Participants and resources persons at the forum were drawn from the House of Representatives, Civil Society groups, Federal Ministry of Justice, the Economic and Financial Crimes Commission (EFCC), the Cross River State Government, academia and the Media.

The workshop was declared open by the Deputy Governor of Cross River State, Prof. Evara Esu, and had presentations and plenary sessions on the Mutual Assistance in Criminal Matters Bill 2016 and the Money Laundering (Prevention and Prohibition) Bill, 2016.

There were opening remarks by Hon. Oladele, while additional remarks were made by the Speaker of the House of Representatives, represented by the Chairman, House Committee on Public Petitions, Hon. Nkem Abonta, Mr. Suraju of the CSOs Advisory Committee, and Mrs. Kehinde Olorunleke on behalf of the UNDP.

After presentations by resource persons, and exhaustive deliberations by participants on the two relevant Bills (Mutual Legal Assistance in Criminal Matters Bill, 2016 and Money Laundering (Prevention and Prohibition) Bill, 2016 led by Mr. Ike Udunni of the Federal Ministry of Justice; Mr. Godwin Iheabunike of the Federal Ministry of Justice, and Mr. Francis Usani (Director, NFIU), some observations were made at the forum.

Participants noted that corruption is a major issue in Nigeria and looted funds are laundered abroad and that lawyers and bankers play roles in the matters of proceeds of crime and assets acquired in Nigeria, and that the burden of proof should be on the owner of suspected properties and not proceeds of crime.

The forum observed that Nigeria is signatory to crucial international anti-corruption agreements and instruments and is obligated to ensure that effective legislation is in place to fight corruption. Participants also noted that Nigeria’s problem is systemic and should be fought within the ambits of the law.

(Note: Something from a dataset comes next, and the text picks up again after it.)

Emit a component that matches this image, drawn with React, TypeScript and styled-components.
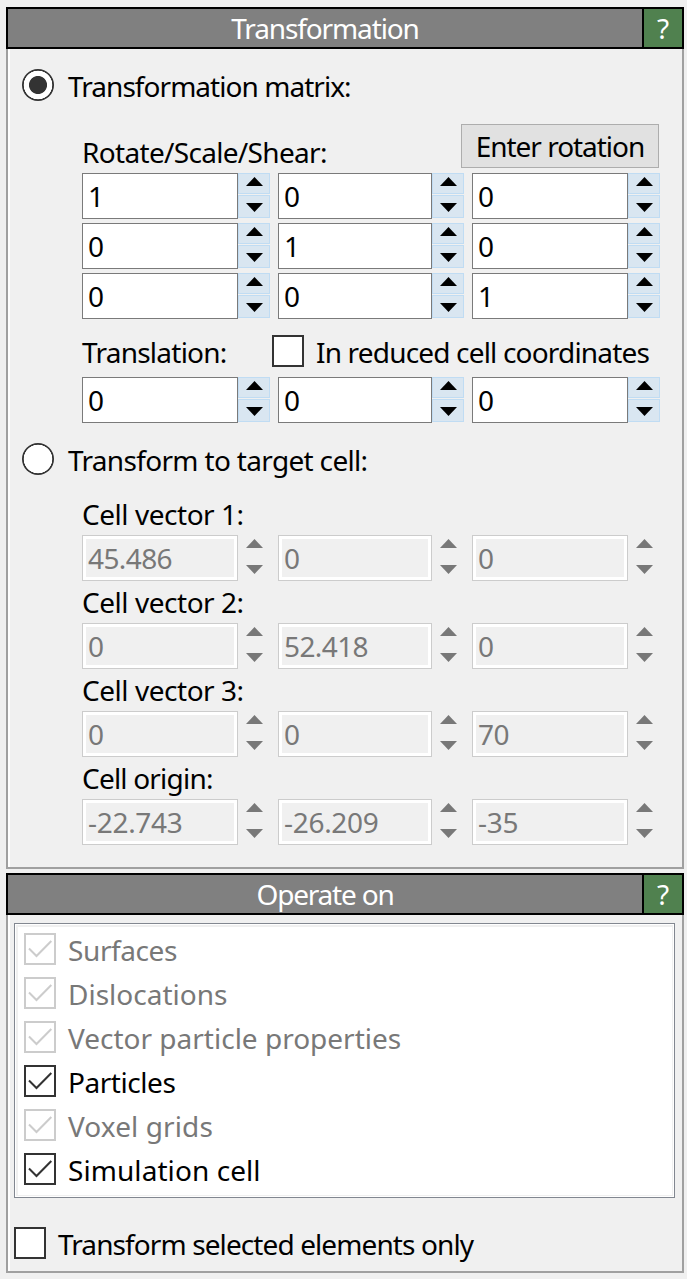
import React from "react";
import styled, { createGlobalStyle } from "styled-components";

const GlobalStyle = createGlobalStyle`
  * { box-sizing: border-box; }
  body {
    margin: 0;
    background: #f0f0f0;
    color: #000;
    font-family: "Noto Sans", "Open Sans", sans-serif;
    font-size: 28px;
    line-height: 32px;
  }
`;

const Window = styled.main`
  width: 687px;
  height: 1279px;
  padding: 7px 3px 0 6px;
  display: flex;
  flex-direction: column;
  gap: 4px;
  background: #f0f0f0;
  overflow: hidden;
`;

const Panel = styled.section<{ $height: number }>`
  display: flex;
  flex-direction: column;
  height: ${(p) => p.$height}px;
  flex: none;
`;

const Header = styled.header`
  display: flex;
  height: 42px;
  flex: none;
  border: 2px solid #000;
  background: #808080;
  color: #fff;
  text-align: center;
`;

const Title = styled.div`
  flex: 1;
  padding-top: 3px;
`;

const Help = styled.div`
  width: 40px;
  padding-top: 3px;
  border-left: 2px solid #000;
  background: #50814f;
`;

const Body = styled.div<{ $pad: string }>`
  flex: 1;
  display: flex;
  flex-direction: column;
  padding: ${(p) => p.$pad};
  border: 2px solid #a0a0a0;
  border-top: 0;
  box-shadow: inset 2px 0 #fff;
`;

const Text = styled.span<{ $track?: number }>`
  display: inline-block;
  white-space: nowrap;
  letter-spacing: ${(p) => p.$track ?? 0}px;
`;

const OptionRow = styled.label<{ $gap?: number }>`
  display: flex;
  height: 32px;
  gap: ${(p) => p.$gap ?? 14}px;

  & > ${Text} {
    margin-top: 1px;
  }
`;

const RadioMark = styled.span<{ $on?: boolean }>`
  flex: none;
  width: 32px;
  height: 32px;
  border-radius: 50%;
  background: radial-gradient(
    circle,
    ${(p) => (p.$on ? "#333 8.6px, #fff 9.4px" : "#fff 9px")},
    #fff 14px,
    #333 14.6px
  );
`;

const Box = styled.span<{ $dim?: boolean }>`
  flex: none;
  width: 32px;
  height: 32px;
  border: 2px solid ${(p) => (p.$dim ? "#ccc" : "#333")};
  background: #fff;
  color: ${(p) => (p.$dim ? "#ccc" : "#333")};

  svg { display: block; }
`;

const Group = styled.div`
  padding-left: 60px;
  display: flex;
  flex-direction: column;
`;

const MatrixHead = styled.div`
  display: flex;
  justify-content: space-between;
  width: 577px;
  height: 44px;
  margin: 23px 0 5px;

  & > ${Text} { margin-top: 12px; }
`;

const Button = styled.button`
  width: 198px;
  height: 44px;
  padding: 0;
  border: 1px solid #adadad;
  background: #e1e1e1;
  color: #000;
  font: inherit;
`;

const Rows = styled.div`
  display: flex;
  flex-direction: column;
  gap: 4px;
`;

const TripleRow = styled.div`
  display: grid;
  grid-template-columns: 188px 186px 188px;
  column-gap: 8px;
  height: 46px;
`;

const Spin = styled.div`
  display: flex;
`;

const Field = styled.div<{ $off?: boolean }>`
  flex: 1;
  padding: 6px 0 0 5px;
  border: 1px solid ${(p) => (p.$off ? "#ccc" : "#7a7a7a")};
  background: ${(p) => (p.$off ? "#f0f0f0" : "#fff")};
  box-shadow: inset 0 0 0 3px #fff;
  color: ${(p) => (p.$off ? "#787878" : "#000")};
`;

const Steps = styled.div`
  width: 32px;
  height: 45px;
  display: grid;
  grid-template-rows: 21px 23px;
  row-gap: 1px;
`;

const Step = styled.div<{ $off?: boolean; $top: number }>`
  padding: ${(p) => p.$top}px 0 0 7px;
  border: 1px solid ${(p) => (p.$off ? "transparent" : "#c0dcf3")};
  background: ${(p) => (p.$off ? "transparent" : "#d9e6f1")};
  color: ${(p) => (p.$off ? "#787878" : "#000")};

  svg { display: block; }
`;

const TranslationRow = styled.div`
  display: grid;
  grid-template-columns: 190px 1fr;
  height: 32px;
  margin: 16px 0 10px;

  & > ${Text} { margin-top: 1px; }
`;

const VectorBlock = styled.div`
  display: grid;
  grid-template-rows: 32px 46px;
  row-gap: 5px;
  margin-bottom: 5px;
`;

const List = styled.div`
  display: flex;
  flex-direction: column;
  gap: 12px;
  width: 661px;
  height: 275px;
  padding: 9px;
  border: 1px solid #828790;
  background: #fff;
  box-shadow: inset 0 0 0 1px #fff, inset 0 0 0 2px #f0f0f0, inset 3px 3px #f0f0f0;
`;

const ListRow = styled.label<{ $dim?: boolean }>`
  display: flex;
  gap: 12px;
  height: 32px;
  color: ${(p) => (p.$dim ? "#787878" : "#000")};

  & > ${Text} { margin-top: 1px; }
`;

const Spacer = styled.div<{ $h: number }>`
  height: ${(p) => p.$h}px;
  flex: none;
`;

const Arrow = ({ down }: { down?: boolean }) => (
  <svg width="17" height="9" viewBox="0 0 17 9" fill="currentColor">
    <path d={down ? "M0 0H17L8.5 9Z" : "M0 9H17L8.5 0Z"} />
  </svg>
);

const Tick = () => (
  <svg width="28" height="28" viewBox="0 0 28 28" fill="none" stroke="currentColor" strokeWidth="2">
    <path d="M3 13.5L10.5 21L25.3 6" />
  </svg>
);

const Triple = ({ values, off }: { values: string[]; off?: boolean }) => (
  <TripleRow>
    {values.map((v, i) => (
      <Spin key={i}>
        <Field $off={off}>
          <Text $track={v.startsWith("-") ? -0.3 : -0.6}>{v}</Text>
        </Field>
        <Steps>
          <Step $off={off} $top={3}><Arrow /></Step>
          <Step $off={off} $top={7}><Arrow down /></Step>
        </Steps>
      </Spin>
    ))}
  </TripleRow>
);

const matrix = [["1", "0", "0"], ["0", "1", "0"], ["0", "0", "1"]];

const cell = [
  { label: "Cell vector 1:", track: -0.46, values: ["45.486", "0", "0"] },
  { label: "Cell vector 2:", track: -0.46, values: ["0", "52.418", "0"] },
  { label: "Cell vector 3:", track: -0.46, values: ["0", "0", "70"] },
  { label: "Cell origin:", track: -0.8, values: ["-22.743", "-26.209", "-35"] },
];

const elements = [
  { label: "Surfaces", track: -0.4, dim: true },
  { label: "Dislocations", track: 0, dim: true },
  { label: "Vector particle properties", track: 0, dim: true },
  { label: "Particles", track: -0.45 },
  { label: "Voxel grids", track: 0.1, dim: true },
  { label: "Simulation cell", track: 0.07 },
];

export default function App() {
  return (
    <>
      <GlobalStyle />
      <Window>
        <Panel $height={862}>
          <Header>
            <Title><Text $track={-1.12}>Transformation</Text></Title>
            <Help>?</Help>
          </Header>
          <Body $pad="20px 0 0 14px">
            <OptionRow>
              <RadioMark $on />
              <Text $track={-0.95}>Transformation matrix:</Text>
            </OptionRow>
            <Group>
              <MatrixHead>
                <Text $track={-0.68}>Rotate/Scale/Shear:</Text>
                <Button><Text $track={-1.03}>Enter rotation</Text></Button>
              </MatrixHead>
              <Rows>
                {matrix.map((row, i) => <Triple key={i} values={row} />)}
              </Rows>
              <TranslationRow>
                <Text $track={-0.75}>Translation:</Text>
                <OptionRow $gap={12}>
                  <Box />
                  <Text $track={-0.82}>In reduced cell coordinates</Text>
                </OptionRow>
              </TranslationRow>
              <Triple values={["0", "0", "0"]} />
            </Group>
            <Spacer $h={20} />
            <OptionRow>
              <RadioMark />
              <Text $track={-0.67}>Transform to target cell:</Text>
            </OptionRow>
            <Spacer $h={23} />
            <Group>
              {cell.map((c) => (
                <VectorBlock key={c.label}>
                  <Text $track={c.track}>{c.label}</Text>
                  <Triple values={c.values} off />
                </VectorBlock>
              ))}
            </Group>
          </Body>
        </Panel>
        <Panel $height={400}>
          <Header>
            <Title><Text $track={-1.2}>Operate on</Text></Title>
            <Help>?</Help>
          </Header>
          <Body $pad="8px 0 0 6px">
            <List>
              {elements.map((e) => (
                <ListRow key={e.label} $dim={e.dim}>
                  <Box $dim={e.dim}><Tick /></Box>
                  <Text $track={e.track}>{e.label}</Text>
                </ListRow>
              ))}
            </List>
            <Spacer $h={29} />
            <OptionRow $gap={12}>
              <Box />
              <Text $track={-0.9}>Transform selected elements only</Text>
            </OptionRow>
          </Body>
        </Panel>
      </Window>
    </>
  );
}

To the participants, there is the need to expedite action on the passage of the Mutual Legal Assistance in Criminal Matters Bill, 2016 to ensure the early admission into the membership of the global Financial Action Task Force (FATF), which Nigeria has applied for. They also noted that in conforming to international best practices, Nigeria must also look at local peculiarities to ensure a more successful fight against corruption.

They noted that the Mutual Legal Assistance in Criminal Matters Bill, 2016 was an Executive Bill presented to the National Assembly in February 2016 but the right political will is needed by the Executive to ensure its passage. It was observed that not all best practices are suitable to Nigeria’s domestic needs, necessitating the promotion of better and ideal situation for Nigeria.

Participants noted that Nigeria is currently under the process of becoming a FATF member, and that Nigeria’s membership is being considered based on the current Money Laundering Law, therefore attaining membership status of the FATF, a repeal of the existing law (Money Laundering Act 2012) will be counterproductive to Nigeria’s efforts in this direction.

Participants also urged the civil society and relevant international agencies to engage the Executive through the AGF to show commitment towards the early passage of the Mutual Legal Assistance in Criminal Matters Bill, 2016 before the Mutual Evaluation process coming up in the first quarter of 2017.

They called on the AGF to consider and withdraw the proposed Money Laundering (Prevention and Prohibition) Bill, 2016 and substitute same with a Bill to amend the existing legal regime. They also called for a meeting between the relevant members of the National Assembly, Ministry of Justice, Office of the HAGF and the Civil Society for the purpose of reworking the Bill and to fashion out the way forward towards the passage of the two Bills under consideration.